- _What you need to do_:
Write out the entire listing below exactly as it appears, minus any pictures.
:: Given material ::
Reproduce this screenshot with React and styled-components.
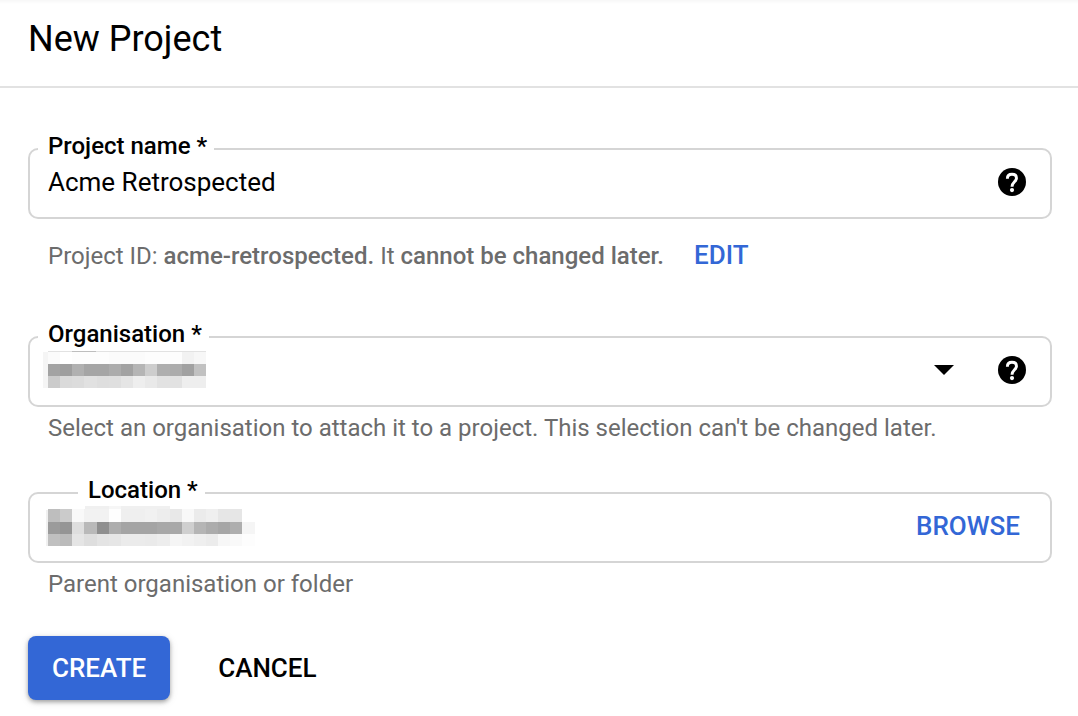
import React, { useState } from "react";
import styled, { createGlobalStyle } from "styled-components";

const GlobalStyle = createGlobalStyle`
  *, *::before, *::after { box-sizing: border-box; }
  body {
    margin: 0;
    background: #fff;
    color: #000;
    font-family: Roboto, "Liberation Sans", sans-serif;
    font-size: 24px;
    line-height: 32px;
  }
`;

const Header = styled.header`
  padding: 19px 28px 27px;
  border-bottom: 2px solid #e2e2e2;
  background: linear-gradient(#f7f7f7, #fff 4px);
`;

const Title = styled.h1`
  margin: 0;
  font-size: 36px;
  line-height: 40px;
  font-weight: 400;
`;

const Form = styled.form`
  padding: 46px 26px 16px 28px;
`;

const Field = styled.div`
  margin-bottom: ${(p) => p.$space}px;
`;

const Outline = styled.fieldset`
  min-width: 0;
  margin: 0;
  padding: 1px 0 18px;
  border: 2px solid #d5d5d5;
  border-radius: 10px;
`;

const Legend = styled.legend`
  margin-left: ${(p) => (p.$inset ? 48 : 8)}px;
  padding: 0 7px 6px 10px;
  line-height: 24px;
  font-weight: 500;
`;

const Row = styled.div`
  position: relative;
  display: flex;
  align-items: center;
  height: 34px;
  padding: 0 ${(p) => p.$end || 24}px 0 18px;
`;

const Input = styled.input`
  flex: 1;
  min-width: 0;
  height: 34px;
  padding: 0;
  border: 0;
  outline: 0;
  background: transparent;
  color: inherit;
  font: inherit;
  font-size: 26px;
`;

const Select = styled(Input).attrs({ as: "select" })`
  appearance: none;
`;

const Censored = styled.svg`
  position: absolute;
  left: 12px;
  top: -3px;
  pointer-events: none;
`;

const Arrow = styled.svg`
  flex: none;
  margin-right: 44px;
  pointer-events: none;
`;

const TextButton = styled.button`
  flex: none;
  padding: 0;
  border: 0;
  background: none;
  color: ${(p) => (p.$plain ? "#000" : "#3367d6")};
  font: inherit;
  font-size: 26px;
  line-height: 30px;
  font-weight: 500;
  cursor: pointer;
`;

const IconButton = styled(TextButton)`
  display: flex;
  color: #000;
`;

const PrimaryButton = styled(TextButton)`
  height: 64px;
  padding: 0 24px;
  border-radius: 8px;
  background: #3367d6;
  color: #fff;
  box-shadow: 0 2px 4px rgba(0, 0, 0, 0.32), 0 2px 10px rgba(0, 0, 0, 0.1);
`;

const Hint = styled.div`
  display: flex;
  align-items: flex-start;
  gap: 30px;
  margin-top: ${(p) => p.$top || 5}px;
  padding-left: 20px;
  color: #6c6c6c;

  p { margin: 0; }
  b { font-weight: 500; }
`;

const Actions = styled.div`
  display: flex;
  align-items: center;
  gap: 48px;
`;

function Help({ topic }) {
  return (
    <IconButton type="button" aria-label={`Help: ${topic}`}>
      <svg width="28" height="28" viewBox="2 2 20 20" aria-hidden="true">
        <circle cx="12" cy="12" r="10" fill="currentColor" />
        <circle cx="12" cy="17.8" r="1.5" fill="#fff" />
        <path
          fill="none"
          stroke="#fff"
          strokeWidth="2.1"
          d="M8.7 9.6C8.7 7.6 10.1 6.5 12 6.5S15.2 7.6 15.2 9.3C15.2 11.8 12 12 12 15.4"
        />
      </svg>
    </IconButton>
  );
}

/* Each block is [x, y, width, height, grey level]; columns are a little over 12 wide. */
const column = (i) => Math.round(i * 12.15);

function strip(x, y, levels, height = 12) {
  return levels.map((level, i) => [x + column(i), y, column(i + 1) - column(i), height, level]);
}

const ORGANISATION_BLOCKS = [
  [1, 2, 5, 36, 245],
  [6, 1, 158, 1, 226],
  [30, 1, 24, 1, 190],
  ...strip(6, 2, [251, 255, 253, 253, 253, 251, 251, 251, 253, 253, 253, 242, 247]),
  ...strip(6, 14, [163, 158, 176, 165, 165, 172, 162, 181, 205, 174, 172, 161, 193]),
  ...strip(6, 26, [203, 218, 220, 225, 222, 223, 229, 238, 233, 226, 226, 238, 238]),
];

const LOCATION_BLOCKS = [
  ...strip(43, 0, [240, 240, 246, 240, 240, 240, 240], 3),
  [4, 4, 2, 36, 240],
  ...strip(6, 3, [190, 203, 249, 242, 242, 254, 239, 239, 241, 237, 232, 248, 235, 239, 230, 230], 13),
  ...strip(6, 16, [155, 149, 222, 185, 143, 173, 164, 164, 164, 168, 168, 207, 181, 172, 166, 174, 245]),
  ...strip(6, 28, [192, 187, 229, 222, 228, 230, 235, 235, 234, 237, 245, 242, 239, 236, 247, 249, 253]),
];

function Mosaic({ blocks }) {
  return (
    <Censored width="216" height="42" shapeRendering="crispEdges" aria-hidden="true">
      {blocks.map(([x, y, w, h, level], i) => (
        <rect key={i} x={x} y={y} width={w} height={h} fill={`rgb(${level},${level},${level})`} />
      ))}
    </Censored>
  );
}

export default function App() {
  const [name, setName] = useState("Acme Retrospected");
  return (
    <>
      <GlobalStyle />
      <Header>
        <Title>New Project</Title>
      </Header>
      <main>
        <Form onSubmit={(e) => e.preventDefault()}>
          <Field $space={50}>
            <Outline>
              <Legend><label htmlFor="name">Project name *</label></Legend>
              <Row>
                <Input id="name" value={name} onChange={(e) => setName(e.target.value)} />
                <Help topic="project name" />
              </Row>
            </Outline>
            <Hint $top={21}>
              <p>Project ID: <b>acme-retrospected.</b> It <b>cannot be changed later.</b></p>
              <TextButton type="button">EDIT</TextButton>
            </Hint>
          </Field>

          <Field $space={34}>
            <Outline>
              <Legend><label htmlFor="organisation">Organisation *</label></Legend>
              <Row>
                <Select id="organisation"><option value="" /></Select>
                <Mosaic blocks={ORGANISATION_BLOCKS} />
                <Arrow width="20" height="10" viewBox="0 0 20 10" aria-hidden="true">
                  <path d="M0 0h20L10 10z" />
                </Arrow>
                <Help topic="organisation" />
              </Row>
            </Outline>
            <Hint><p>Select an organisation to attach it to a project. This selection can't be changed later.</p></Hint>
          </Field>

          <Field $space={36}>
            <Outline>
              <Legend $inset><label htmlFor="location">Location *</label></Legend>
              <Row $end={30}>
                <Input id="location" readOnly />
                <Mosaic blocks={LOCATION_BLOCKS} />
                <TextButton type="button">BROWSE</TextButton>
              </Row>
            </Outline>
            <Hint><p>Parent organisation or folder</p></Hint>
          </Field>

          <Actions>
            <PrimaryButton type="submit">CREATE</PrimaryButton>
            <TextButton type="button" $plain>CANCEL</TextButton>
          </Actions>
        </Form>
      </main>
    </>
  );
}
:::
- _Problem solution_:
Reproduce this screenshot with React and styled-components.
import React, { useState } from "react";
import styled, { createGlobalStyle } from "styled-components";

const GlobalStyle = createGlobalStyle`
  *, *::before, *::after { box-sizing: border-box; }
  body {
    margin: 0;
    background: #fff;
    color: #000;
    font-family: Roboto, "Liberation Sans", sans-serif;
    font-size: 24px;
    line-height: 32px;
  }
`;

const Header = styled.header`
  padding: 19px 28px 27px;
  border-bottom: 2px solid #e2e2e2;
  background: linear-gradient(#f7f7f7, #fff 4px);
`;

const Title = styled.h1`
  margin: 0;
  font-size: 36px;
  line-height: 40px;
  font-weight: 400;
`;

const Form = styled.form`
  padding: 46px 26px 16px 28px;
`;

const Field = styled.div`
  margin-bottom: ${(p) => p.$space}px;
`;

const Outline = styled.fieldset`
  min-width: 0;
  margin: 0;
  padding: 1px 0 18px;
  border: 2px solid #d5d5d5;
  border-radius: 10px;
`;

const Legend = styled.legend`
  margin-left: ${(p) => (p.$inset ? 48 : 8)}px;
  padding: 0 7px 6px 10px;
  line-height: 24px;
  font-weight: 500;
`;

const Row = styled.div`
  position: relative;
  display: flex;
  align-items: center;
  height: 34px;
  padding: 0 ${(p) => p.$end || 24}px 0 18px;
`;

const Input = styled.input`
  flex: 1;
  min-width: 0;
  height: 34px;
  padding: 0;
  border: 0;
  outline: 0;
  background: transparent;
  color: inherit;
  font: inherit;
  font-size: 26px;
`;

const Select = styled(Input).attrs({ as: "select" })`
  appearance: none;
`;

const Censored = styled.svg`
  position: absolute;
  left: 12px;
  top: -3px;
  pointer-events: none;
`;

const Arrow = styled.svg`
  flex: none;
  margin-right: 44px;
  pointer-events: none;
`;

const TextButton = styled.button`
  flex: none;
  padding: 0;
  border: 0;
  background: none;
  color: ${(p) => (p.$plain ? "#000" : "#3367d6")};
  font: inherit;
  font-size: 26px;
  line-height: 30px;
  font-weight: 500;
  cursor: pointer;
`;

const IconButton = styled(TextButton)`
  display: flex;
  color: #000;
`;

const PrimaryButton = styled(TextButton)`
  height: 64px;
  padding: 0 24px;
  border-radius: 8px;
  background: #3367d6;
  color: #fff;
  box-shadow: 0 2px 4px rgba(0, 0, 0, 0.32), 0 2px 10px rgba(0, 0, 0, 0.1);
`;

const Hint = styled.div`
  display: flex;
  align-items: flex-start;
  gap: 30px;
  margin-top: ${(p) => p.$top || 5}px;
  padding-left: 20px;
  color: #6c6c6c;

  p { margin: 0; }
  b { font-weight: 500; }
`;

const Actions = styled.div`
  display: flex;
  align-items: center;
  gap: 48px;
`;

function Help({ topic }) {
  return (
    <IconButton type="button" aria-label={`Help: ${topic}`}>
      <svg width="28" height="28" viewBox="2 2 20 20" aria-hidden="true">
        <circle cx="12" cy="12" r="10" fill="currentColor" />
        <circle cx="12" cy="17.8" r="1.5" fill="#fff" />
        <path
          fill="none"
          stroke="#fff"
          strokeWidth="2.1"
          d="M8.7 9.6C8.7 7.6 10.1 6.5 12 6.5S15.2 7.6 15.2 9.3C15.2 11.8 12 12 12 15.4"
        />
      </svg>
    </IconButton>
  );
}

/* Each block is [x, y, width, height, grey level]; columns are a little over 12 wide. */
const column = (i) => Math.round(i * 12.15);

function strip(x, y, levels, height = 12) {
  return levels.map((level, i) => [x + column(i), y, column(i + 1) - column(i), height, level]);
}

const ORGANISATION_BLOCKS = [
  [1, 2, 5, 36, 245],
  [6, 1, 158, 1, 226],
  [30, 1, 24, 1, 190],
  ...strip(6, 2, [251, 255, 253, 253, 253, 251, 251, 251, 253, 253, 253, 242, 247]),
  ...strip(6, 14, [163, 158, 176, 165, 165, 172, 162, 181, 205, 174, 172, 161, 193]),
  ...strip(6, 26, [203, 218, 220, 225, 222, 223, 229, 238, 233, 226, 226, 238, 238]),
];

const LOCATION_BLOCKS = [
  ...strip(43, 0, [240, 240, 246, 240, 240, 240, 240], 3),
  [4, 4, 2, 36, 240],
  ...strip(6, 3, [190, 203, 249, 242, 242, 254, 239, 239, 241, 237, 232, 248, 235, 239, 230, 230], 13),
  ...strip(6, 16, [155, 149, 222, 185, 143, 173, 164, 164, 164, 168, 168, 207, 181, 172, 166, 174, 245]),
  ...strip(6, 28, [192, 187, 229, 222, 228, 230, 235, 235, 234, 237, 245, 242, 239, 236, 247, 249, 253]),
];

function Mosaic({ blocks }) {
  return (
    <Censored width="216" height="42" shapeRendering="crispEdges" aria-hidden="true">
      {blocks.map(([x, y, w, h, level], i) => (
        <rect key={i} x={x} y={y} width={w} height={h} fill={`rgb(${level},${level},${level})`} />
      ))}
    </Censored>
  );
}

export default function App() {
  const [name, setName] = useState("Acme Retrospected");
  return (
    <>
      <GlobalStyle />
      <Header>
        <Title>New Project</Title>
      </Header>
      <main>
        <Form onSubmit={(e) => e.preventDefault()}>
          <Field $space={50}>
            <Outline>
              <Legend><label htmlFor="name">Project name *</label></Legend>
              <Row>
                <Input id="name" value={name} onChange={(e) => setName(e.target.value)} />
                <Help topic="project name" />
              </Row>
            </Outline>
            <Hint $top={21}>
              <p>Project ID: <b>acme-retrospected.</b> It <b>cannot be changed later.</b></p>
              <TextButton type="button">EDIT</TextButton>
            </Hint>
          </Field>

          <Field $space={34}>
            <Outline>
              <Legend><label htmlFor="organisation">Organisation *</label></Legend>
              <Row>
                <Select id="organisation"><option value="" /></Select>
                <Mosaic blocks={ORGANISATION_BLOCKS} />
                <Arrow width="20" height="10" viewBox="0 0 20 10" aria-hidden="true">
                  <path d="M0 0h20L10 10z" />
                </Arrow>
                <Help topic="organisation" />
              </Row>
            </Outline>
            <Hint><p>Select an organisation to attach it to a project. This selection can't be changed later.</p></Hint>
          </Field>

          <Field $space={36}>
            <Outline>
              <Legend $inset><label htmlFor="location">Location *</label></Legend>
              <Row $end={30}>
                <Input id="location" readOnly />
                <Mosaic blocks={LOCATION_BLOCKS} />
                <TextButton type="button">BROWSE</TextButton>
              </Row>
            </Outline>
            <Hint><p>Parent organisation or folder</p></Hint>
          </Field>

          <Actions>
            <PrimaryButton type="submit">CREATE</PrimaryButton>
            <TextButton type="button" $plain>CANCEL</TextButton>
          </Actions>
        </Form>
      </main>
    </>
  );
}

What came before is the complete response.